Directive:
Print exactly the lines from the first one down to the line that contains "const STAR = 'M10", both included, and skip the pictures.
-- start --
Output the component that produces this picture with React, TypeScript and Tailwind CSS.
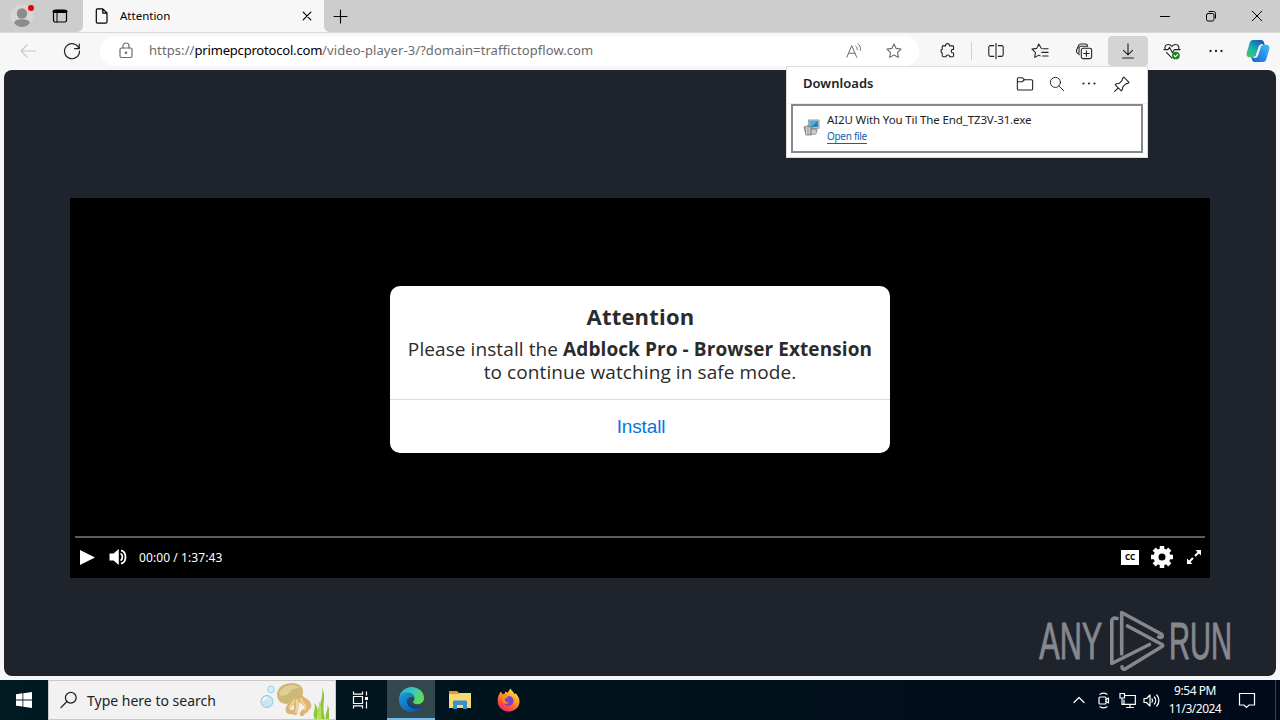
import React from 'react';

type IconProps = {
  children: React.ReactNode;
  box?: number;
  size?: number;
  className?: string;
};

function Icon({ children, box = 20, size = 20, className = '' }: IconProps) {
  return (
    <svg
      width={size}
      height={size}
      viewBox={`0 0 ${box} ${box}`}
      fill="none"
      stroke="currentColor"
      strokeWidth="1.2"
      strokeLinecap="round"
      strokeLinejoin="round"
      className={`shrink-0 ${className}`}
    >
      {children}
    </svg>
  );
}

const STAR = 'M10 2.2l2.4 4.9 5.4.8-3.9 3.8.9 5.4-4.8-2.6-4.8 2.6.9-5.4-3.9-3.8 5.4-.8z';

function TabBar() {
  return (
    <header className="flex h-8 shrink-0 bg-[#f7f7f7] text-black">
      <div className="flex w-[83px] items-center rounded-br-md bg-[#cdcdcd]">
        <div className="flex w-11 justify-center">
          <svg width="24" height="24" viewBox="0 0 24 24">
            <circle cx="12" cy="12" r="11.5" fill="#d8d6d4" />
            <circle cx="12" cy="9.5" r="5.2" fill="#8e8c8a" />
            <path d="M4 19c1-3.3 4.200-3.800 8-3.800s7 .5 8 3.800c-2 2.600-4.700 3.900-8 3.900S6 21.600 4 19z" fill="#8e8c8a" />
            <circle cx="21" cy="4" r="3" fill="#e3000f" />
          </svg>
        </div>
        <div className="flex w-8 justify-center">
          <Icon size={16} box={16}>
            <rect x="1.500" y="2" width="13" height="12" rx="1.800" />
            <path d="M2 3.600h12" strokeWidth="3" />
            <path d="M5 5v9" strokeWidth="1" />
          </Icon>
        </div>
      </div>
      <div className="flex w-[241px] items-center pl-[11px]">
        <Icon size={16} box={16}>
          <path d="M3.500.8h5.300l4.200 4.200v9c0 .8-.5 1.200-1.200 1.200H3.500c-.8 0-1.200-.5-1.200-1.200V2c0-.8.500-1.200 1.200-1.200zM8.800 1v4.100H13" />
        </Icon>
        <span className="ml-2.5 w-[182px] text-[11.5px]">Attention</span>
        <Icon size={10} box={10}>
          <path d="M1.200 1.200l7.600 7.600M8.800 1.200l-7.600 7.600" />
        </Icon>
      </div>
      <div className="flex flex-1 items-center rounded-bl-md bg-[#cdcdcd] pl-[9px]">
        <Icon size={15} box={15}>
          <path d="M7.500 1v13M1 7.500h13" strokeWidth="1.100" />
        </Icon>
        <div className="ml-auto flex">
          <div className="flex w-[46px] justify-center">
            <Icon size={12} box={12}><path d="M1.500 6.500h9" strokeWidth="1" /></Icon>
          </div>
          <div className="flex w-[46px] justify-center">
            <Icon size={12} box={12}>
              <rect x="1.500" y="3.500" width="7.500" height="7.500" rx="1.500" strokeWidth="1" />
              <path d="M4 1.500h4.500c1.300 0 2 .7 2 2V8" strokeWidth="1" />
            </Icon>
          </div>
          <div className="flex w-[46px] justify-center">
            <Icon size={12} box={12}><path d="M1.200 1.200l9.600 9.600M10.800 1.200l-9.600 9.600" strokeWidth="1" /></Icon>
          </div>
        </div>
      </div>
    </header>
  );
}

function Toolbar() {
  return (
    <div className="flex h-[38px] shrink-0 items-center border-t border-[#d8d8d8] bg-[#f7f7f7] pb-px pl-1.5 text-[#222]">
      <div className="flex w-11 justify-center text-[#c8c8c8]">
        <Icon><path d="M17.500 10H3M9 4l-6 6 6 6" /></Icon>
      </div>
      <div className="flex w-11 justify-center">
        <Icon>
          <path d="M17 7.500A7.500 7.500 0 1 0 17.500 10M17.300 3v4.700h-4.700" />
        </Icon>
      </div>
      <div className="ml-1.5 flex h-[30px] w-[819px] items-center rounded-full bg-white pl-4 text-[#6b6b6b]">
        <Icon>
          <rect x="4" y="7" width="12" height="9.500" rx="1.500" />
          <path d="M7 7V5c0-1.800 1.200-3 3-3s3 1.200 3 3v2" />
          <circle cx="10" cy="11.800" r=".7" fill="currentColor" />
        </Icon>
        <span className="ml-[13px] w-[696px] whitespace-nowrap text-[13px] tracking-[0.09px]">
          https://<span className="tracking-[-0.19px] text-black">primepcprotocol.com</span>/video-player-3/?domain=traffictopflow.com
        </span>
        <Icon size={18}>
          <path d="M2 17L7.500 4 13 17M4 12.500h7M12 4.500c1.300 1 1.800 2.500 1.500 4M14.500 2c2.300 1.800 3.200 4.500 2.500 7.300" strokeWidth="1.100" />
        </Icon>
        <Icon size={18} className="ml-[22px]"><path d={STAR} /></Icon>
      </div>
      <div className="ml-2.5 flex w-[38px] justify-center">
        <Icon size={18}>
          <path d="M7.300 4.300V4a2.200 2.200 0 0 1 4.400 0v.3h3.600c.5 0 .9.400.9.900v3h-.6a2 2 0 0 0 0 4h.6v3.200c0 .6-.4 1-.9 1h-3.500a2 2 0 0 0-4 0H4.600c-.6 0-1-.4-1-1v-3.200a2.100 2.100 0 0 1 0-4V5.200c0-.5.400-.9.900-.9z" />
        </Icon>
      </div>
      <div className="mx-1 h-[18px] w-px bg-[#d0d0d0]" />
      <div className="flex w-10 justify-center">
        <Icon size={18}>
          <path d="M10 1.500v17M7.500 4H3.800C2.700 4 2 4.700 2 5.800v8.400c0 1.100.7 1.800 1.800 1.800h3.700M12.500 4h3.700c1.100 0 1.800.7 1.800 1.800v8.400c0 1.100-.7 1.800-1.800 1.800h-3.700" />
        </Icon>
      </div>
      <div className="ml-0.5 flex w-11 justify-center">
        <Icon size={18}>
          <path d="M11.500 7.300L8.600 2.200 6.400 7.100l-5.300.8L5 11.700l-.9 5.400 4.700-2.500 1.500.8M13 7.500h6M12 11.500h7M13 15.500h6" />
        </Icon>
      </div>
      <div className="flex w-11 justify-center">
        <Icon size={18}>
          <rect x="7" y="7" width="11.500" height="11.500" rx="2" />
          <path d="M12.700 9.800v6M9.700 12.800h6M4.800 14l-2.500-2.200C1.500 11 1.400 10 1.800 9l2-4.800c.5-1.300 1.500-1.900 2.800-1.900h5c1.300 0 2.100.8 2.400 2M4.500 12V6.800c0-1.200.8-2 2-2H14" />
        </Icon>
      </div>
      <div className="ml-0.5 flex h-[30px] w-10 items-center justify-center rounded bg-[#d4d4d4]">
        <Icon size={18}><path d="M10 2v12M5 9.300l5 5 5-5M4 17.800h12" /></Icon>
      </div>
      <div className="ml-0.5 flex w-11 justify-center">
        <Icon size={18}>
          <path d="M2.500 8.500C1.300 5 3 2.700 5.700 2.700c1.700 0 3.200.9 4.100 2.400.9-1.500 2.400-2.400 4.200-2.400 2.700 0 4.500 2.500 3.400 5.600M1 8.500h4.500L7.300 6l3.200 6 2-3.500H19M3.800 11.500L10 17.800" />
          <circle cx="14.300" cy="15" r="4.300" fill="#198319" stroke="none" />
          <path d="M12.400 15l1.400 1.400 2.500-2.700" stroke="#fff" />
        </Icon>
      </div>
      <div className="flex w-11 justify-center">
        <Icon size={16} box={16}>
          <path d="M2.500 8h0M8 8h0M13.500 8h0" strokeWidth="2.300" />
        </Icon>
      </div>
      <div className="flex w-10 justify-center">
        <svg width="24" height="24" viewBox="0 0 24 24">
          <defs>
            <linearGradient id="cpA" x1="0" y1="1" x2=".8" y2="0">
              <stop offset="0" stopColor="#54c85b" />
              <stop offset=".45" stopColor="#1cb3ad" />
              <stop offset="1" stopColor="#1358bd" />
            </linearGradient>
            <linearGradient id="cpB" x1="1" y1="0" x2="0" y2="1">
              <stop offset="0" stopColor="#42c1f8" />
              <stop offset="1" stopColor="#175bd6" />
            </linearGradient>
          </defs>
          <path d="M7 1h8c2 0 2.600 1 3.100 2.700l.7 2.300h-2.500c-1.800 0-2.800.9-3.300 2.500l-2.600 8c-.4 1.200-1 1.800-2.200 1.800H4c-3 0-4-2-3.200-4.800l2.600-8.800C4.100 2.200 5 1 7 1z" fill="url(#cpA)" />
          <path d="M17 23H9c-2 0-2.600-1-3.100-2.700L5.200 18h2.500c1.800 0 2.800-.9 3.300-2.500l2.600-8c.4-1.200 1-1.800 2.200-1.800H20c3 0 4 2 3.200 4.800l-2.600 8.800C19.900 21.800 19 23 17 23z" fill="url(#cpB)" />
          <path d="M10.300 16.500l3-9.300c.4-1 1-1.400 2-1.400h1.500c-1.300 0-2 .6-2.400 1.800l-2.900 9.100c-.4 1.200-1.200 1.600-2.400 1.600H7.500c1.500 0 2.400-.6 2.800-1.800z" fill="#f7f7f7" stroke="#f7f7f7" strokeWidth="1" />
        </svg>
      </div>
    </div>
  );
}

function Downloads() {
  return (
    <div className="absolute left-[786px] top-[66px] flex h-[92px] w-[362px] flex-col border border-[#dedede] bg-white text-[#222]">
      <div className="flex h-[37px] shrink-0 items-center border-b border-[#eee] pb-[3px] pl-4">
        <span className="w-[206px] text-[13px] font-semibold tracking-[0.03px]">Downloads</span>
        <div className="flex w-8 justify-center">
          <Icon size={18}>
            <path d="M1.500 7.500V4.600c0-.9.600-1.500 1.500-1.500h4L9.500 5.300H17c.9 0 1.500.6 1.500 1.500v8.400c0 .9-.6 1.500-1.500 1.500H3c-.9 0-1.500-.6-1.500-1.500V7.500h5.300l2.700-2.200" />
          </Icon>
        </div>
        <div className="flex w-8 justify-center">
          <Icon size={16}>
            <circle cx="8" cy="8" r="6.300" /><path d="M12.700 12.700l5.800 5.800" />
          </Icon>
        </div>
        <div className="flex w-8 justify-center">
          <Icon size={16} box={16}><path d="M2.500 7.500h0M8 7.500h0M13.500 7.500h0" strokeWidth="2.200" /></Icon>
        </div>
        <div className="flex w-[34px] justify-center">
          <Icon size={18}>
            <path d="M12 2.300l5.800 5.800-1.200 1.200-2.700.8-3 3-.5 3.200-1.200 1.300-6.700-6.700 1.300-1.200 3.200-.5 3-3L10.800 3.500zM5.800 14.200L1.800 18.200" />
          </Icon>
        </div>
      </div>
      <div className="mx-1 flex h-[49px] items-center border-2 border-[#888] pb-0.5 pl-2.5">
        <svg width="17" height="17" viewBox="0 0 18 18" className="shrink-0">
          <rect x="6" y="1" width="11" height="9" fill="#b5c3cc" stroke="#6b7d8a" strokeWidth=".6" />
          <rect x="7.300" y="2.300" width="8.400" height="6" fill="#147cc4" />
          <path d="M7.300 2.300h8.400L9 8.300H7.300z" fill="#4fb0e6" />
          <path d="M8 10h6l2 2.500H8z" fill="#8a9197" />
          <path d="M1 8.500l4-1.500 5 1-1 9H3z" fill="#9ba39b" stroke="#5f665f" strokeWidth=".6" />
          <path d="M4 8v8.500M6.500 9v7" stroke="#e6eae4" />
          <circle cx="11.500" cy="13.500" r="3" fill="#c9cdd0" stroke="#777" strokeWidth=".6" />
        </svg>
        <div className="ml-[7px] flex flex-col items-start">
          <span className="whitespace-nowrap text-[11.5px] leading-[15px] tracking-[-0.13px]">AI2U With You Til The End_TZ3V-31.exe</span>
          <span className="mt-[3px] border-b border-[#0f62ad] text-[10px] leading-[13px] tracking-[-0.3px] text-[#0f62ad]">Open file</span>
        </div>
      </div>
    </div>
  );
}

function InstallDialog() {
  return (
    <div className="mt-[88px] flex h-[167px] w-[500px] flex-col rounded-[10px] bg-white text-center font-['Open_Sans',sans-serif] text-[#2b2b2b]">
      <div className="flex h-[114px] flex-col border-b border-[#dcdcdc] pt-4">
        <h1 className="pl-px text-[22px] font-bold leading-7 tracking-[0.2px]">Attention</h1>
        <p className="mt-2 whitespace-nowrap text-[19px] leading-[23px] tracking-[0.09px]">
          Please install the <b>Adblock Pro - Browser Extension</b>
          <br />
          to continue watching in safe mode.
        </p>
      </div>
      <button className="flex-1 pl-0.5 pt-px font-['Liberation_Sans',sans-serif] text-[19px] tracking-[-0.15px] text-[#0a74e0]">Install</button>
    </div>
  );
}

function Player() {
  return (
    <div className="mt-32 flex h-[380px] w-[1140px] flex-col items-center bg-black text-white">
      <InstallDialog />
      <div className="mt-auto h-0.5 w-[1130px] bg-[#5c5c5c]" />
      <div className="flex h-10 w-full items-center pb-0.5 pl-2.5 pr-2">
        <svg width="15" height="15" viewBox="0 0 15 15" fill="#fff"><path d="M0 0l15 7.500L0 15z" /></svg>
        <svg width="19" height="16" viewBox="0 0 18 16" className="ml-3.5">
          <path d="M0 4.500h4L9.300 0v16L4 11.500H0z" fill="#fff" />
          <path d="M11 4.500c2.500 1 2.500 6 0 7M11.500 1.300c6 1.500 6 12 0 13.400" fill="none" stroke="#fff" strokeWidth="1.800" />
        </svg>
        <span className="ml-[11px] pt-px text-[12px] tracking-[0.08px]">00:00 / 1:37:43</span>
        <span className="ml-auto flex h-[15px] w-[18px] items-center justify-center bg-white text-[8px] font-bold leading-none text-black">CC</span>
        <svg width="22" height="22" viewBox="0 0 22 22" className="ml-3">
          <g fill="none" stroke="#fff">
            <circle cx="11" cy="11" r="6" strokeWidth="5" />
            <path d="M11 0v4M11 18v4M0 11h4M18 11h4M3.200 3.200L6 6M16 16l2.800 2.800M3.200 18.800L6 16M16 6l2.800-2.800" strokeWidth="4.500" />
          </g>
        </svg>
        <svg width="16" height="16" viewBox="0 0 16 16" fill="#fff" className="ml-[13px]">
          <path d="M9.500 1H15v5.500zM1 9.500V15h5.500z" />
          <path d="M9 7l4-4M7 9l-4 4" stroke="#fff" strokeWidth="2" />
        </svg>
      </div>
    </div>
  );
}

function Watermark() {
  return (
    <svg
      width="216"
      height="72"
      viewBox="0 0 216 72"
      className="absolute left-[1036px] top-[606px] overflow-visible font-['Liberation_Sans',sans-serif]"
      fill="none"
      stroke="#85888d"
      strokeWidth="3.600"
      strokeLinecap="round"
      strokeLinejoin="round"
    >
      <g fill="#85888d" strokeWidth="1" fontSize="51">
        <text x="3.300" y="52.500" textLength="63" lengthAdjust="spacingAndGlyphs">ANY</text>
        <text x="133" y="52.500" textLength="63" lengthAdjust="spacingAndGlyphs">RUN</text>
      </g>
      <path d="M85.700 48V6.500l39.500 21.500c2.500 2 .5 4.500-2.500 3" />
      <path d="M91.500 20l34.500 18.500c1 .6 1 1.400 0 2L89.500 62.800c-2 1-3.500.2-3.500-2" />
      <path d="M81 12.500c-3.500-1-5.200 0-5.200 3V57.500L113.500 38.500" />
    </svg>
  );
}

function EdgeLogo() {
  return (
    <svg width="25" height="25" viewBox="0 0 24 24">
      <defs>
        <linearGradient id="edgeTop" x1="0" y1="0" x2="1" y2=".4">
          <stop offset="0" stopColor="#23a7de" />
          <stop offset=".5" stopColor="#36c6c3" />
          <stop offset="1" stopColor="#5fdc5b" />
        </linearGradient>
        <linearGradient id="edgeLow" x1="0" y1="0" x2="1" y2="1">
          <stop offset="0" stopColor="#1b9de2" />
          <stop offset="1" stopColor="#0c4d9c" />
        </linearGradient>
      </defs>
      <path d="M0 11.500C.6 4.700 5.700 0 12 0c7 0 12 5 12 10.500 0 4-3 6-6 6-2.800 0-4.600-1-4.600-2 0-.7 1.500-1.300 1.500-3.500C14.900 7.500 11.500 5.500 8 5.500c-4 0-7 2.500-8 6z" fill="url(#edgeTop)" />
      <path d="M0 11.500C1 7.500 4.300 5.700 8 5.700c4 0 6.700 2.300 6.800 5-.7-.8-1.700-1.200-3-1.200-2.200 0-3.800 2-3.800 4.300 0 4.200 4 6.700 8.300 6.700 2.300 0 4.200-.7 6-1.800C20.300 21.800 16.500 24 12 24 5 24-.4 18.500 0 11.500z" fill="url(#edgeLow)" />
      <path d="M8.800 11c-1 1-1.300 3-.6 5 1.400 3.800 6 5.500 10 4.700 1.800-.4 3.600-1.500 4.300-2.700-2 1-5.500 1.500-8.500.2C10.500 16.700 8.500 14 8.800 11z" fill="#0f4280" />
    </svg>
  );
}

function SearchArt() {
  return (
    <svg width="70" height="38" viewBox="0 0 70 38">
      <circle cx="8" cy="20.500" r="6" fill="#c9e8f2" stroke="#8fc7dc" />
      <circle cx="12" cy="8.500" r="3.300" fill="#d7eff6" stroke="#9bcfe0" />
      <path d="M4 20c.5-2 2-3.300 4-3.500" stroke="#fff" strokeWidth="1.500" fill="none" />
      <g fill="none" strokeLinecap="round">
        <path d="M35 19c-1 5-5 4-6 8s2 4 4 4M38 18c-1 6 0 9-2 14M41 17c1 6 8 5 7 10s-4 2-5 6M42 16c3 4 9 4 8 10" stroke="#dcb473" strokeWidth="4.500" />
        <path d="M35 19c-1 5-4 5-4 8M38 19c0 5 1 8-1 12M42 18c1 5 6 5 4 10" stroke="#f0d29b" strokeWidth="2.200" />
      </g>
      <path d="M18 14C18 6 25 2 33 2c7 0 12 4 11 10-.5 4-4 4-7 5-4 2-5 6-9 6-5 0-10-3-10-9z" fill="#cdb878" />
      <path d="M20 14c1-6 7-10 13-10 4 0 7 1.500 7 3-4 0-7 1-9 4s-8 5-11 3z" fill="#e6d69f" opacity=".75" />
      <path d="M56 38c-4-6 2-9-1-16 5 4 4 10 3 16zM62 38c-6-10 3-18 1-31 5 9-1 17 3 31zM67 38c-2-5 3-8 1-14 4 5 2 9 2 14z" fill="#8cc63f" />
      <path d="M59 38c-3-7 2-10 1-18 4 7 1 12 3 18z" fill="#b7dc58" />
    </svg>
  );
}

function Taskbar() {
  return (
    <footer className="flex h-10 shrink-0 items-center bg-linear-to-r from-[#001a22] via-[#00121c] to-[#000a1a] text-white">
      <div className="flex w-12 justify-center">
        <svg width="16" height="16" viewBox="0 0 16 16" fill="#fff">
          <path d="M0 2.200l6.500-.9v6.200H0zM7.300 1.200L16 0v7.500H7.300zM0 8.400h6.500v6.200L0 13.700zM7.300 8.400H16V16l-8.700-1.200z" />
        </svg>
      </div>
      <div className="flex h-10 w-72 items-center border border-[#c9c9c9] bg-[#f2f2f2] pl-[11px] text-[#222]">
        <Icon size={18}>
          <circle cx="12" cy="7.500" r="6" strokeWidth="1.400" /><path d="M7.700 11.700L1 18.500" strokeWidth="1.400" />
        </Icon>
        <span className="ml-[9px] w-[172px] whitespace-nowrap text-[14px]">Type here to search</span>
        <SearchArt />
      </div>
      <div className="flex w-[51px] justify-center pr-1">
        <Icon size={18} box={18}>
          <path d="M2.500 5.500h9v7h-9zM2.500 1v2.200h9V1M2.500 17v-2.200h9V17M15.500 1v3M15.500 11v6" strokeLinecap="square" strokeLinejoin="miter" />
          <path d="M14 6h3v3h-3z" fill="#fff" stroke="none" />
        </Icon>
      </div>
      <div className="flex h-10 w-12 items-center justify-center border-b-2 border-[#76b9ed] bg-[#33474e]">
        <EdgeLogo />
      </div>
      <div className="flex w-[49px] justify-center">
        <svg width="22" height="20" viewBox="0 0 22 20">
          <path d="M0 1h8l2 2h12v5H0z" fill="#e79a1c" />
          <path d="M0 4h9l2-1h11v15H0z" fill="#f8d775" />
          <path d="M4 19v-7c0-1 .6-1.500 1.500-1.500h11c.9 0 1.500.5 1.500 1.500v7h-4v-4H8v4z" fill="#3a8fc8" />
        </svg>
      </div>
      <div className="flex w-[49px] justify-center">
        <svg width="23" height="24" viewBox="0 0 24 24">
          <defs>
            <linearGradient id="fox" x1=".8" y1="0" x2=".2" y2="1">
              <stop offset="0" stopColor="#fff04f" />
              <stop offset=".4" stopColor="#ff9a20" />
              <stop offset=".75" stopColor="#ff4a3d" />
              <stop offset="1" stopColor="#e3208a" />
            </linearGradient>
          </defs>
          <path d="M2.500 5.500L4 3l2 3 2-.5L8.800 3 11 4.500 14 0c1 2.500 3.500 3.500 4.500 6l1-1c2.500 2.500 4 5.500 4 8.500C23.500 20 18 24 12 24S.7 19.500.7 13c0-3 .6-5.500 1.800-7.500z" fill="url(#fox)" />
          <circle cx="12" cy="13" r="5.300" fill="#7542d8" />
          <path d="M6 7c3-1 5 0 6 2-2 0-2 1.500-4 1.800 0 3 2 4 4.500 3.600-2 2.600-6 2-7-1C4.800 11 5 8.500 6 7z" fill="#ff8a1c" />
        </svg>
      </div>
      <div className="ml-auto flex w-6 justify-center">
        <Icon size={14} box={14}><path d="M2 9.500l5-5 5 5" /></Icon>
      </div>
      <div className="flex w-6 justify-center">
        <Icon size={17} box={17}>
          <rect x="4" y="5" width="7" height="7" rx="1" />
          <path d="M11 7.500l2.500-1.500v5L11 9.500M5 2.300c2.200-1.400 4.800-1.400 7 0M5 14.700c2.200 1.400 4.800 1.400 7 0" />
        </Icon>
      </div>
      <div className="flex w-6 justify-center">
        <Icon size={17} box={17}>
          <path d="M6 3.500h10.300v8.800H5V8M7.500 15.500h7M11 12.500v3M1 1.500h4.500v4.500H1zM3 6v6.300h2" strokeLinejoin="miter" />
        </Icon>
      </div>
      <div className="flex w-6 justify-center">
        <Icon size={17} box={17}>
          <path d="M1 6.500h2.500L7 3v11l-3.500-3.500H1zM9 7c.8.900.8 2.100 0 3M11.300 5c1.800 2 1.800 5 0 7M13.700 3c3 3.200 3 7.800 0 11" />
        </Icon>
      </div>
      <div className="flex w-16 flex-col items-center whitespace-nowrap text-[12px] leading-[18px]">
        <span className="tracking-[-0.45px]">9:54 PM</span>
        <span className="tracking-[-0.5px]">11/3/2024</span>
      </div>
      <div className="flex w-10 justify-center">
        <Icon size={18} box={18}>
          <path d="M1.500 2.500h15v11.500H11l-2.500 2.500L6 14H1.500z" strokeLinejoin="miter" />
        </Icon>
      </div>
      <div className="ml-2 mr-1 h-10 w-px bg-[#39424c]" />
    </footer>
  );
}

export default function App() {
  return (
    <div className="relative flex h-[720px] w-[1280px] flex-col overflow-hidden bg-[#f7f7f7] font-['Noto_Sans',sans-serif]">
      <TabBar />
      <Toolbar />
      <main className="mx-1 mb-1 flex min-h-0 flex-1 flex-col items-center rounded-lg bg-[#1f232c]">
        <Player />
      </main>
      <Taskbar />
      <Downloads />
      <Watermark />
    </div>
  );
}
-- end --
Solution to the exercise:
Output the component that produces this picture with React, TypeScript and Tailwind CSS.
import React from 'react';

type IconProps = {
  children: React.ReactNode;
  box?: number;
  size?: number;
  className?: string;
};

function Icon({ children, box = 20, size = 20, className = '' }: IconProps) {
  return (
    <svg
      width={size}
      height={size}
      viewBox={`0 0 ${box} ${box}`}
      fill="none"
      stroke="currentColor"
      strokeWidth="1.2"
      strokeLinecap="round"
      strokeLinejoin="round"
      className={`shrink-0 ${className}`}
    >
      {children}
    </svg>
  );
}

const STAR = 'M10 2.2l2.4 4.9 5.4.8-3.9 3.8.9 5.4-4.8-2.6-4.8 2.6.9-5.4-3.9-3.8 5.4-.8z';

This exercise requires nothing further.